The society met with much resistance on the issue of trained social workers. However, in 1929, the PA Department of Welfare recommended that the monies allocated by the state to the CAS be given to those auxiliaries in which volunteer services had been supplemented by trained and experienced case workers. The society did not hire a trained social worker until the spring of 1944. With this move, the actual operation of the society passed from the hands of the volunteer members of CAS to the salaried staff.

In 1945, the CAS of Western PA began to consider the question of expanding its work to include family welfare. After 60 years of association, the CAS of Venango County tendered its resignation from the CAS of Western PA in June 1950. The consensus was that it received little benefit from dues paid to the parent organization and it was now ready to "go it alone". In 1951, CAS moved to a new location in the National Transit Building. The number of children under the care of CAS had significantly increased in the 1950's. To handle the heavier caseload, the first professional social worker was hired in 1957.

The passage of the 1962 Social Security Amendment mandated that each county in the United States have a county child welfare office. In 1969, the Venango County Child Welfare Service opened it's office in Franklin, The new agency was set up "to provide service to neglected and dependent children and handle all referrals for schools, physicians, hospitals, ministers, law enforcement, or any responsible citizen in the community interested in the welfare of children."

The impact on the CAS was obvious. The work that had traditionally been the backbone of the society's program was now taken over by the new agency. In 1970, the society made a change both in name and direction. The CAS changed its name to Family Service and Children's Aid Society of Venango County, thus fulfilling the need for a family-oriented agency, that had existed in the county for many years. Robert Carone, MSW, was hired as the first Executive Director. Staff was increased and psychiatric and psychological consultation was made available through the services of Dr. Carol Maurer.

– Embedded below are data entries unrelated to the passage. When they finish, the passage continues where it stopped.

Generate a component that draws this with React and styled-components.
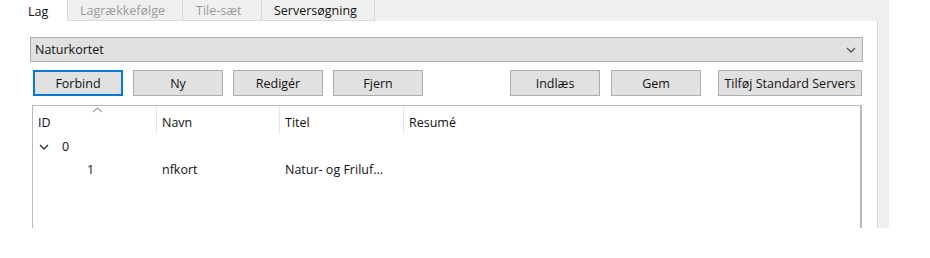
import styled, { createGlobalStyle } from 'styled-components';

const GlobalStyle = createGlobalStyle`
  body {
    margin: 0;
    background: #ffffff;
    font-family: "Open Sans", "Noto Sans", "Liberation Sans", sans-serif;
    font-size: 12.5px;
    color: #111111;
  }
`;

const Window = styled.div`
  width: 889px;
  height: 228px;
  background: #f0f0f0;
  display: flex;
  flex-direction: column;
`;

const TabBar = styled.div`
  height: 21px;
  display: flex;
  align-items: stretch;
`;

const Tab = styled.div`
  width: ${(p) => p.$w}px;
  box-sizing: border-box;
  display: flex;
  align-items: center;
  padding: 1px 0 0 ${(p) => p.$pad}px;
  background: ${(p) => (p.$active ? '#ffffff' : '#f0f0f0')};
  border-right: 1px solid #d9d9d9;
  border-bottom: ${(p) => (p.$active ? 'none' : '1px solid #d9d9d9')};
  color: ${(p) => (p.$disabled ? '#9a9a9a' : '#111111')};
  white-space: nowrap;
`;

const Panel = styled.div`
  flex: 1;
  width: 878px;
  box-sizing: border-box;
  background: #ffffff;
  border-right: 1px solid #dadada;
  padding: 16px 14px 0 30px;
  display: flex;
  flex-direction: column;
`;

const Select = styled.div`
  height: 25px;
  box-sizing: border-box;
  background: #e1e1e1;
  border: 1px solid #adadad;
  display: flex;
  align-items: center;
  justify-content: space-between;
  padding: 0 6px 0 4px;
`;

const ButtonRow = styled.div`
  margin: 8px 1px 0 3px;
  display: flex;
  align-items: center;
`;

const Button = styled.div`
  width: ${(p) => p.$w || 90}px;
  height: 26px;
  box-sizing: border-box;
  background: #e1e1e1;
  border: ${(p) => (p.$focus ? '2px solid #0078d7' : '1px solid #adadad')};
  display: flex;
  align-items: center;
  justify-content: center;
  margin-left: ${(p) => p.$gap || 0}px;
  white-space: nowrap;
`;

const ListBox = styled.div`
  flex: 1;
  margin: 9px 1px 0 2px;
  border: 1px solid #b9b9c4;
  border-right-width: 2px;
  border-bottom: none;
  position: relative;
`;

const Header = styled.div`
  height: 28px;
  display: grid;
  grid-template-columns: 124px 123px 124px 1fr;
  position: relative;
`;

const HeadCell = styled.div`
  display: flex;
  align-items: center;
  padding-left: 5px;
  padding-top: 4px;
  border-right: ${(p) => (p.$last ? 'none' : '1px solid #e5e5e5')};
`;

const SortArrow = styled.svg`
  position: absolute;
  left: 59px;
  top: 1px;
`;

const Row = styled.div`
  height: 21px;
  display: grid;
  grid-template-columns: 124px 123px 124px 1fr;
  align-items: center;
  padding-top: 2px;
`;

const Cell = styled.div`
  padding-left: ${(p) => p.$pad || 5}px;
  display: flex;
  align-items: center;
  white-space: nowrap;
`;

const Chevron = ({ color = '#333', w = 10 }) => (
  <svg width={w} height="6" viewBox="0 0 10 6">
    <path d="M1 1 L5 5 L9 1" fill="none" stroke={color} strokeWidth="1.4" />
  </svg>
);

export default function App() {
  return (
    <>
      <GlobalStyle />
      <Window>
        <TabBar>
          <Tab $w={68} $pad={28} $active>Lag</Tab>
          <Tab $w={115} $pad={12} $disabled>Lagrækkefølge</Tab>
          <Tab $w={79} $pad={13} $disabled>Tile-sæt</Tab>
          <Tab $w={113} $pad={12}>Serversøgning</Tab>
        </TabBar>
        <Panel>
          <Select>
            <span>Naturkortet</span>
            <Chevron color="#555" />
          </Select>
          <ButtonRow>
            <Button $focus>Forbind</Button>
            <Button $gap={10}>Ny</Button>
            <Button $gap={10}>Redigér</Button>
            <Button $gap={10}>Fjern</Button>
            <Button $gap={87}>Indlæs</Button>
            <Button $gap={11}>Gem</Button>
            <Button $gap={17} $w={144}>Tilføj Standard Servers</Button>
          </ButtonRow>
          <ListBox>
            <Header>
              <HeadCell>ID</HeadCell>
              <HeadCell>Navn</HeadCell>
              <HeadCell>Titel</HeadCell>
              <HeadCell $last>Resumé</HeadCell>
              <SortArrow width="11" height="6" viewBox="0 0 11 6">
                <path d="M1 5 L5.5 1 L10 5" fill="none" stroke="#a0a0a0" strokeWidth="1.2" />
              </SortArrow>
            </Header>
            <Row>
              <Cell $pad={6}>
                <Chevron />
                <span style={{ marginLeft: 13 }}>0</span>
              </Cell>
            </Row>
            <Row>
              <Cell $pad={54}>1</Cell>
              <Cell>nfkort</Cell>
              <Cell>Natur- og Friluf...</Cell>
              <Cell />
            </Row>
          </ListBox>
        </Panel>
      </Window>
    </>
  );
}
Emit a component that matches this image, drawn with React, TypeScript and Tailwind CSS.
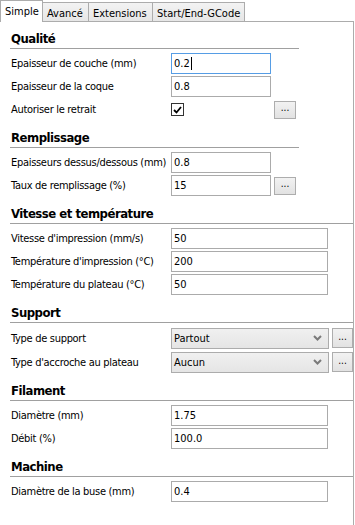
import React from "react";

const FONT = "font-['DejaVu_Sans_Condensed','DejaVu_Sans',sans-serif]";

type Row =
  | { kind: "input"; label: string; value: string; wide?: boolean; focus?: boolean; more?: boolean }
  | { kind: "check"; label: string; more?: boolean }
  | { kind: "select"; label: string; value: string };

type Section = { title: string; narrow?: boolean; rows: Row[] };

const SECTIONS: Section[] = [
  {
    title: "Qualité",
    narrow: true,
    rows: [
      { kind: "input", label: "Epaisseur de couche (mm)", value: "0.2", focus: true },
      { kind: "input", label: "Epaisseur de la coque", value: "0.8" },
      { kind: "check", label: "Autoriser le retrait", more: true },
    ],
  },
  {
    title: "Remplissage",
    narrow: true,
    rows: [
      { kind: "input", label: "Epaisseurs dessus/dessous (mm)", value: "0.8" },
      { kind: "input", label: "Taux de remplissage (%)", value: "15", more: true },
    ],
  },
  {
    title: "Vitesse et température",
    rows: [
      { kind: "input", label: "Vitesse d'impression (mm/s)", value: "50", wide: true },
      { kind: "input", label: "Température d'impression (°C)", value: "200", wide: true },
      { kind: "input", label: "Température du plateau (°C)", value: "50", wide: true },
    ],
  },
  {
    title: "Support",
    rows: [
      { kind: "select", label: "Type de support", value: "Partout" },
      { kind: "select", label: "Type d'accroche au plateau", value: "Aucun" },
    ],
  },
  {
    title: "Filament",
    rows: [
      { kind: "input", label: "Diamètre (mm)", value: "1.75", wide: true },
      { kind: "input", label: "Débit (%)", value: "100.0", wide: true },
    ],
  },
  {
    title: "Machine",
    rows: [{ kind: "input", label: "Diamètre de la buse (mm)", value: "0.4", wide: true }],
  },
];

const TABS = [
  { name: "Simple", w: "w-[43px]" },
  { name: "Avancé", w: "w-[46px]" },
  { name: "Extensions", w: "w-[64px]" },
  { name: "Start/End-GCode", w: "w-[92px]" },
];

const MoreButton = ({ tall }: { tall?: boolean }) => (
  <div
    className={
      tall
        ? "ml-[3px] flex h-[20px] w-[21px] items-center justify-center border border-[#adadad] bg-gradient-to-b from-[#f2f2f2] to-[#e2e2e2] text-[10px] leading-none text-black"
        : "ml-[3px] flex h-[18px] w-[22px] items-center justify-center border border-[#adadad] bg-gradient-to-b from-[#f2f2f2] to-[#e2e2e2] text-[10px] leading-none text-black"
    }
  >
    <span className="-mt-[3px]">...</span>
  </div>
);

const Control = ({ row }: { row: Row }) => {
  if (row.kind === "check") {
    return (
      <div className="flex h-full items-center">
        <div className="flex h-[13px] w-[13px] items-center justify-center border border-[#333333] bg-white">
          <svg width="9" height="8" viewBox="0 0 9 8">
            <path d="M1 4 L3.5 6.5 L8 1" fill="none" stroke="#000" strokeWidth="1.8" />
          </svg>
        </div>
        <div className="ml-[87px]">
          <MoreButton />
        </div>
      </div>
    );
  }
  if (row.kind === "select") {
    return (
      <div className="flex h-full items-center">
        <div className="flex h-[21px] w-[158px] items-center justify-between border border-[#acacac] bg-gradient-to-b from-[#f0f0f0] to-[#e5e5e5] pl-[2px] pr-[6px] text-black">
          <span>{row.value}</span>
          <svg width="9" height="6" viewBox="0 0 9 6">
            <path d="M1 1 L4.5 4.5 L8 1" fill="none" stroke="#7a7a7a" strokeWidth="2" />
          </svg>
        </div>
        <MoreButton tall />
      </div>
    );
  }
  return (
    <div className="flex h-full items-center">
      <div
        className={
          (row.wide ? "w-[157px] " : "w-[100px] ") +
          (row.focus ? "border-[#569de5] " : "border-[#ababab] ") +
          "flex h-[21px] items-center border bg-white pl-[2px] text-black"
        }
      >
        <span>{row.value}</span>
        {row.focus && <span className="ml-[1px] h-[13px] w-px bg-black" />}
      </div>
      {row.more && <MoreButton />}
    </div>
  );
};

const SectionBlock = ({ section, first }: { section: Section; first: boolean }) => (
  <div>
    <div
      className={
        (first ? "h-[27px] " : "h-[28px] ") +
        (section.narrow ? "w-[289px] " : "w-[343px] ") +
        "flex items-end border-b border-[#a0a0a0] pb-[1px] pl-[1px]"
      }
    >
      <h2 className="text-[13px] font-bold leading-[16px] tracking-[-0.5px] text-black">{section.title}</h2>
    </div>
    <div className="mt-[4px] flex flex-col gap-[2px]">
      {section.rows.map((row) => (
        <div
          key={row.label}
          className={(row.kind === "select" ? "h-[22px] " : "h-[21px] ") + "grid grid-cols-[161px_1fr] items-center"}
        >
          <span className="whitespace-nowrap pl-[1px] tracking-[-0.3px] text-black">{row.label}</span>
          <Control row={row} />
        </div>
      ))}
    </div>
  </div>
);

export default function App() {
  return (
    <div className={`${FONT} relative h-[525px] w-[355px] overflow-hidden bg-white text-[11px] leading-[13px]`}>
      <div className="flex h-[21px] items-end">
        {TABS.map((t, i) =>
          i === 0 ? (
            <div
              key={t.name}
              className={`${t.w} relative z-10 -mb-px flex h-[22px] items-start border-x border-t border-[#acacac] bg-white pl-[4px] pt-[4px] text-black`}
            >
              {t.name}
            </div>
          ) : (
            <div
              key={t.name}
              className={`${t.w} flex h-[19px] items-start border-r border-t border-[#acacac] bg-gradient-to-b from-[#f3f3f3] to-[#e6e6e6] pl-[4px] pt-[4px] text-black`}
            >
              {t.name}
            </div>
          )
        )}
      </div>
      <div className="h-[504px] w-[354px] border-r border-t border-[#acacac] pl-[10px]">
        {SECTIONS.map((s, i) => (
          <SectionBlock key={s.title} section={s} first={i === 0} />
        ))}
      </div>
    </div>
  );
}
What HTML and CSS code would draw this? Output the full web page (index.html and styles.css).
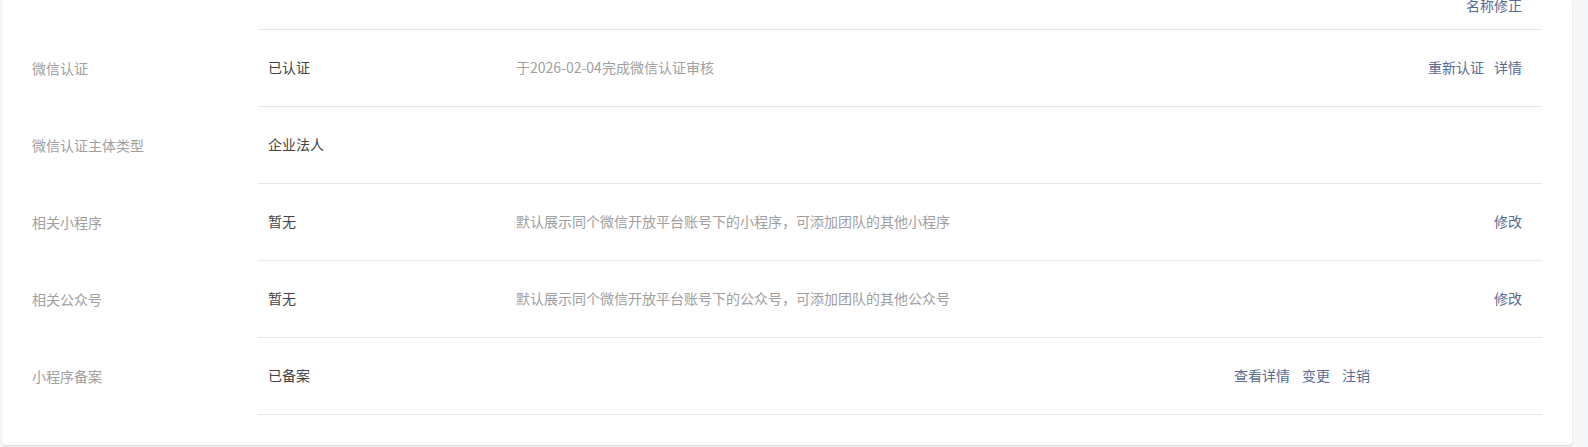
FILE: index.html
```html
<!DOCTYPE html>
<html lang="zh-CN">
<head>
    <meta charset="UTF-8">
    <title>小程序设置</title>
    <link rel="stylesheet" href="styles.css">
</head>
<body>
    <div class="page">
        <div class="card">
            <!-- row scrolled mostly out of view -->
            <div class="info-row info-row--cut">
                <div class="info-label"></div>
                <div class="info-body">
                    <div class="info-value"></div>
                    <div class="info-desc"></div>
                    <div class="info-actions"><a href="#">名称修正</a></div>
                </div>
            </div>
            <div class="info-row">
                <div class="info-label">微信认证</div>
                <div class="info-body">
                    <div class="info-value">已认证</div>
                    <div class="info-desc">于2026-02-04完成微信认证审核</div>
                    <div class="info-actions"><a href="#">重新认证</a><a href="#">详情</a></div>
                </div>
            </div>
            <div class="info-row">
                <div class="info-label">微信认证主体类型</div>
                <div class="info-body">
                    <div class="info-value">企业法人</div>
                    <div class="info-desc"></div>
                    <div class="info-actions"></div>
                </div>
            </div>
            <div class="info-row">
                <div class="info-label">相关小程序</div>
                <div class="info-body">
                    <div class="info-value">暂无</div>
                    <div class="info-desc">默认展示同个微信开放平台账号下的小程序，可添加团队的其他小程序</div>
                    <div class="info-actions"><a href="#">修改</a></div>
                </div>
            </div>
            <div class="info-row">
                <div class="info-label">相关公众号</div>
                <div class="info-body">
                    <div class="info-value">暂无</div>
                    <div class="info-desc">默认展示同个微信开放平台账号下的公众号，可添加团队的其他公众号</div>
                    <div class="info-actions"><a href="#">修改</a></div>
                </div>
            </div>
            <div class="info-row">
                <div class="info-label">小程序备案</div>
                <div class="info-body">
                    <div class="info-value">已备案</div>
                    <div class="info-desc"></div>
                    <div class="info-actions info-actions--wide"><a href="#">查看详情</a><a href="#">变更</a><a href="#">注销</a></div>
                </div>
            </div>
        </div>
    </div>
</body>
</html>
```

FILE: styles.css
```css
/* Base */
html,
body {
    margin: 0;
    background: #f6f7f9;
    font-family: "Noto Sans CJK SC", "Microsoft YaHei", sans-serif;
    font-size: 14px;
    line-height: 20px;
    color: #444;
}

a {
    color: #576b95;
    text-decoration: none;
}

.page {
    padding: 0 16px 3px 2px;
}

/* Card */
.card {
    background: #fff;
    border-radius: 0 0 4px 4px;
    box-shadow: 0 1px 2px rgba(140, 145, 155, 0.35);
    padding: 0 30px 30px;
}

/* Rows */
.info-row {
    display: flex;
}

.info-label {
    width: 226px;
    flex-shrink: 0;
    display: flex;
    align-items: center;
    padding-bottom: 2px;
    color: #a0a0a0;
}

.info-body {
    flex: 1;
    display: flex;
    align-items: center;
    height: 74px;
    padding-bottom: 2px;
    border-bottom: 1px solid #e7e7eb;
}

.info-value {
    width: 248px;
    padding-left: 10px;
    flex-shrink: 0;
}

.info-desc {
    flex: 1;
    color: #a0a0a0;
}

.info-actions {
    display: flex;
    gap: 10px;
    padding-right: 20px;
    white-space: nowrap;
}

.info-actions--wide {
    gap: 12px;
    padding-right: 172px;
}

.info-row--cut .info-body {
    height: 29px;
    padding-bottom: 0;
    align-items: flex-end;
}

.info-row--cut .info-actions {
    padding-bottom: 14px;
}
```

In 1971, the Agency found new quarters in the former Penelec Building for a few years and then moved to 202 West First Street, for approximately ten years. In 1980 a more permanent move was made to 716 East Second Street, now the "Main" office. The Agency has evolved over the years and today encompasses a wide variety of comprehensive human services. Quality assured programs are provided targeting issues relating to mental health, promoting healthy behaviors, substance abuse, prevention and education, and domestic and sexual violence to meet the needs of children, individuals, and families. Many services are provided directly by the Agency while others are a result of collaborations with other health and human service agencies, county administration, law enforcement, hospital-based agencies, and school prevention programs.


Integrity - We are committed to the highest standards of ethical, legal, and moral conduct. We believe integrity is the basis for community trust. Leadership - We recognize our responsibility to provide information, guidance, and direction. We will make informed decisions, creating an atmosphere that inspires effective communication, fosters partnerships, and models dynamic leadership.